Hide the Remote and Kick your Drug Habit

Another good essay as to why television is evil.

Hide the remote and kick your drug habit

By Theodore Dalrymple

I HAVEN’T watched television since I left home in 1968. Of course, I have occasionally caught a glimpse of a screen out of the corner of my eye since then, but not such as to encourage me to rush out and buy one. For much of the 1980s, I was fortunate enough to live in countries too poor and backward to have television, and it confirmed me in my view that life was better without it.

I was therefore unmoved when I received through the post a glossy brochure portraying an entire family slouched on a sofa, the adolescent daughter glued to her mobile phone as if it were a deformity or excrescence of her own body. Inside there is a picture of dad, this time alone on the sofa, looking like the dejected husband in an Ibsen drama, his weary head propped up by his bent arm. Still, relief is at hand: “£8.50 a month’s a small price to pay for peace and quiet in the family”. Thanks to digital television, “now we never sit around moaning that there’s nothing on telly — there’s so much to watch”.

Indeed, after installation, there seems no reason why any member of the family should ever again address a word to any other member. And since family rows start with words, digital television promotes perfect domestic peace, provided only that there are enough screens in the house. On the next page, the teenage daughter is slumped on the sofa, an expression of sullen adolescent ennui on her face, her arm stretched out with the remote control in her grasp, obviously flicking from channel to channel in the hope that something will fan the dying embers of her mind. “Digital TV’s so educational,” she is saying. In what sense? She likes to watch people called J-Lo and Pink on MTV.

On the opposite page, her ten-year-old brother says: “I’m not allowed a pet — but at least I can watch loads of animal programmes!” In other words, he is not permitted experience, only vicarious experience, to prepare him no doubt for a lifetime of passive entertainment. But at least his choice showed a spark of curiosity, though digital television will soon enough extinguish it.

I BELIEVE that the number of homes with a satellite dish is proportional to the urban deprivation of the district.
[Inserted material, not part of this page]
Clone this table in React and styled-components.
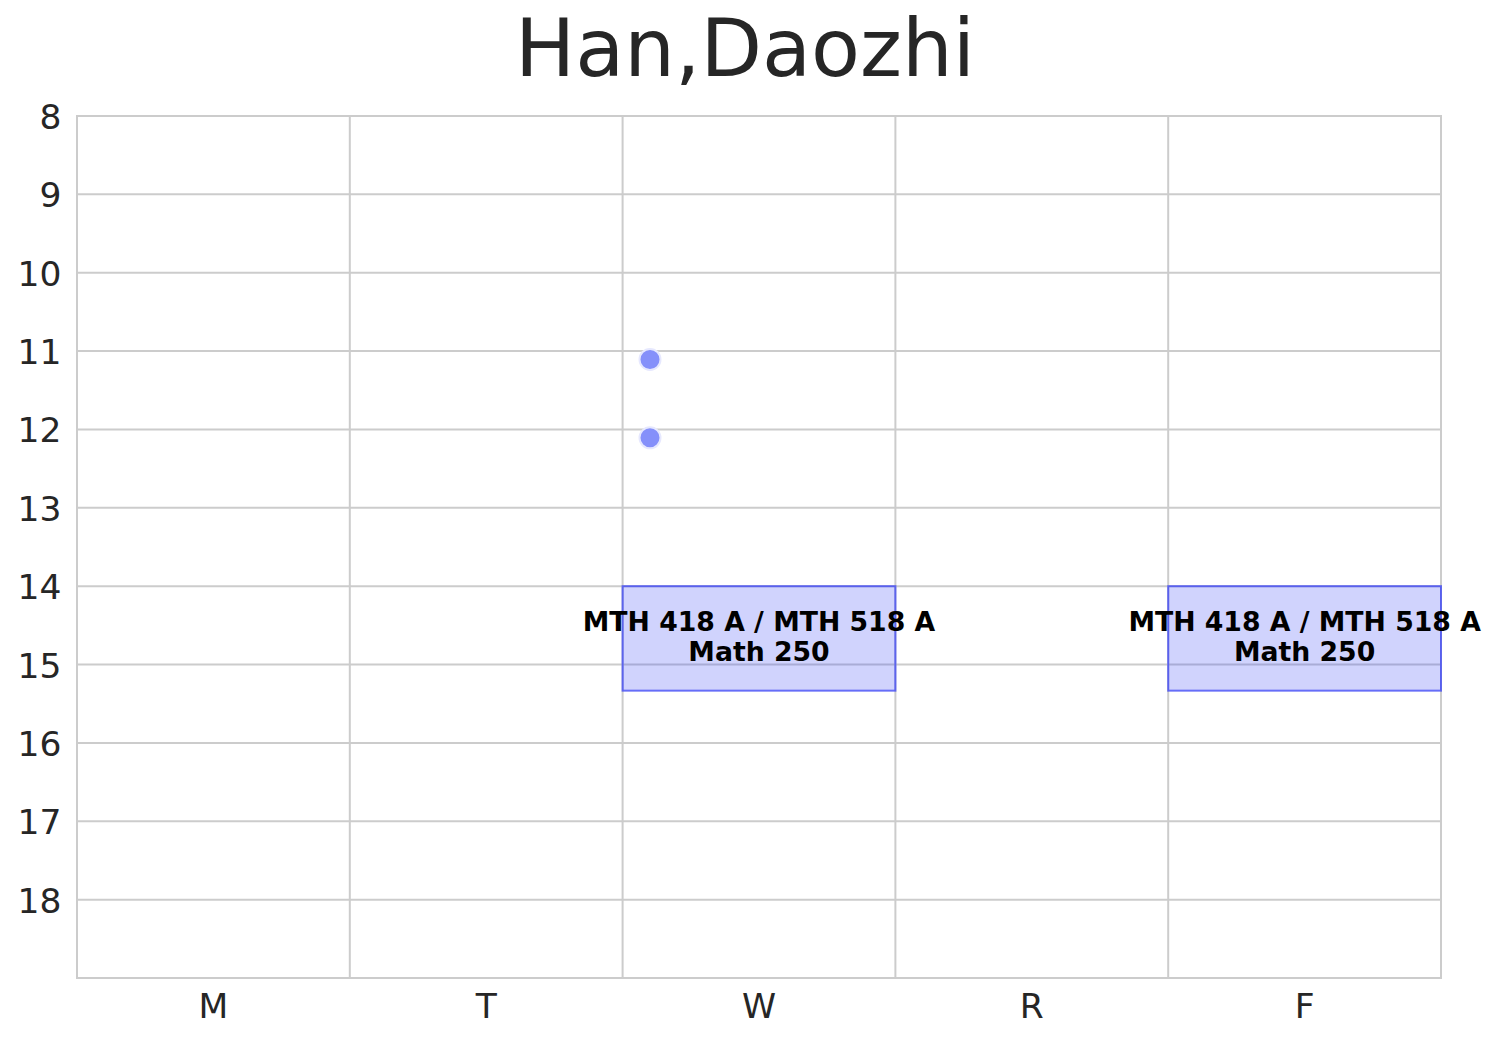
import React from "react";
import styled, { createGlobalStyle } from "styled-components";

const Global = createGlobalStyle`
  html, body { margin: 0; padding: 0; background: #ffffff; }
  body { font-family: "DejaVu Sans", "Liberation Sans", sans-serif; }
`;

const Page = styled.div`
  width: 1496px;
  height: 1040px;
  display: flex;
  flex-direction: column;
  background: #ffffff;
  overflow: hidden;
`;

const Title = styled.h1`
  margin: 0;
  padding: 4px 6px 0 0;
  height: 90px;
  line-height: 90px;
  text-align: center;
  font-family: "DejaVu Sans", sans-serif;
  font-weight: 400;
  font-size: 80px;
  color: #262626;
  flex: none;
`;

const Chart = styled.svg`
  display: block;
  flex: none;
  width: 1496px;
  height: 946px;
`;

const GridLine = styled.line`
  stroke: #cccccc;
  stroke-width: 2;
`;

const TickLabel = styled.text`
  font-family: "DejaVu Sans", sans-serif;
  font-size: 34.5px;
  fill: #262626;
  text-anchor: ${(p) => p.$anchor || "middle"};
`;

const EventBox = styled.rect`
  fill: rgba(60, 70, 245, 0.24);
  stroke: rgba(60, 70, 245, 0.75);
  stroke-width: 2;
`;

const EventLabel = styled.text`
  font-family: "DejaVu Sans", sans-serif;
  font-weight: 700;
  font-size: 26.7px;
  fill: #000000;
  text-anchor: middle;
`;

const Dot = styled.circle`
  fill: #8590fa;
  stroke: #e6e8fe;
  stroke-width: 2;
`;

const X0 = 77;
const X1 = 1441;
const Y0 = 116;
const Y1 = 978;
const START = 8;
const END = 19;
const DAYS = ["M", "T", "W", "R", "F"];
const colW = (X1 - X0) / DAYS.length;
const hourH = (Y1 - Y0) / (END - START);
const yOf = (h) => Y0 + (h - START) * hourH;
const xOf = (d) => X0 + d * colW;

const events = [
  { day: 2, start: 14, end: 15 + 20 / 60, lines: ["MTH 418 A / MTH 518 A", "Math 250"] },
  { day: 4, start: 14, end: 15 + 20 / 60, lines: ["MTH 418 A / MTH 518 A", "Math 250"] },
];

const dots = [
  { x: 650, h: 11.1 },
  { x: 650, h: 12.1 },
];

export default function App() {
  const hours = [];
  for (let h = START; h <= END; h++) hours.push(h);
  return (
    <Page>
      <Global />
      <Title>Han,Daozhi</Title>
      <Chart viewBox="0 94 1496 946" xmlns="http://www.w3.org/2000/svg">
        {hours.map((h) => (
          <GridLine key={"h" + h} x1={X0 - 1} x2={X1 + 1} y1={yOf(h)} y2={yOf(h)} />
        ))}
        {DAYS.map((d, i) => (
          <GridLine key={"v" + d} x1={xOf(i)} x2={xOf(i)} y1={Y0} y2={Y1} />
        ))}
        <GridLine x1={X1} x2={X1} y1={Y0} y2={Y1} />
        {hours.slice(0, -1).map((h) => (
          <TickLabel key={"yl" + h} $anchor="end" x={61.5} y={yOf(h) + 13}>
            {h}
          </TickLabel>
        ))}
        {DAYS.map((d, i) => (
          <TickLabel key={"xl" + d} x={xOf(i) + colW / 2} y={1018}>
            {d}
          </TickLabel>
        ))}
        {events.map((e, i) => {
          const top = yOf(e.start);
          const bottom = yOf(e.end);
          return (
            <g key={"e" + i}>
              <EventBox x={xOf(e.day)} y={top} width={colW} height={bottom - top} />
              <EventLabel x={xOf(e.day) + colW / 2} y={631}>
                {e.lines[0]}
              </EventLabel>
              <EventLabel x={xOf(e.day) + colW / 2} y={661}>
                {e.lines[1]}
              </EventLabel>
            </g>
          );
        })}
        {dots.map((d, i) => (
          <Dot key={"d" + i} cx={d.x} cy={yOf(d.h) + 0.5} r={10.5} />
        ))}
      </Chart>
    </Page>
  );
}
Where every home has a satellite dish, you may be sure that drug taking, child neglect, sexual abuse, domestic violence and every other kind of social pathology flourish. Whether watching television causes social pathology or the other way round is a very difficult question to answer. I suspect that there is a dialectical relationship. What is true of satellite television will no doubt soon be true of cable. And the efficiency with which the cables were installed was in striking contrast to the inefficiency with which other public services are often provided. By their priorities shall ye know them.

The place of television in our national life is indisputable. Puzzled parents, who ask me why their children have gone to the bad, say that they have given them everything. By everything, they mean the latest trainers and, above all, a television in their room. Yet they never connect the way their children have turned out with the entertainment they have drugged them with, the better to get on with their own lives. Television is to modern childcare what laudanum was to Victorian childcare. We, however, have fewer excuses than the Victorians.

Some time before Malcolm Muggeridge died, if not in the odour of sanctity exactly, at least in the odour of sanctimony, he railed — on the box, of course — against television, which he called one of the great evils of our time. I thought he was mad; but now, when I look at the desolation of my patients’ lives, their minds filled with cheap sensation with which slow-moving reality cannot compete, I think he was a prophet.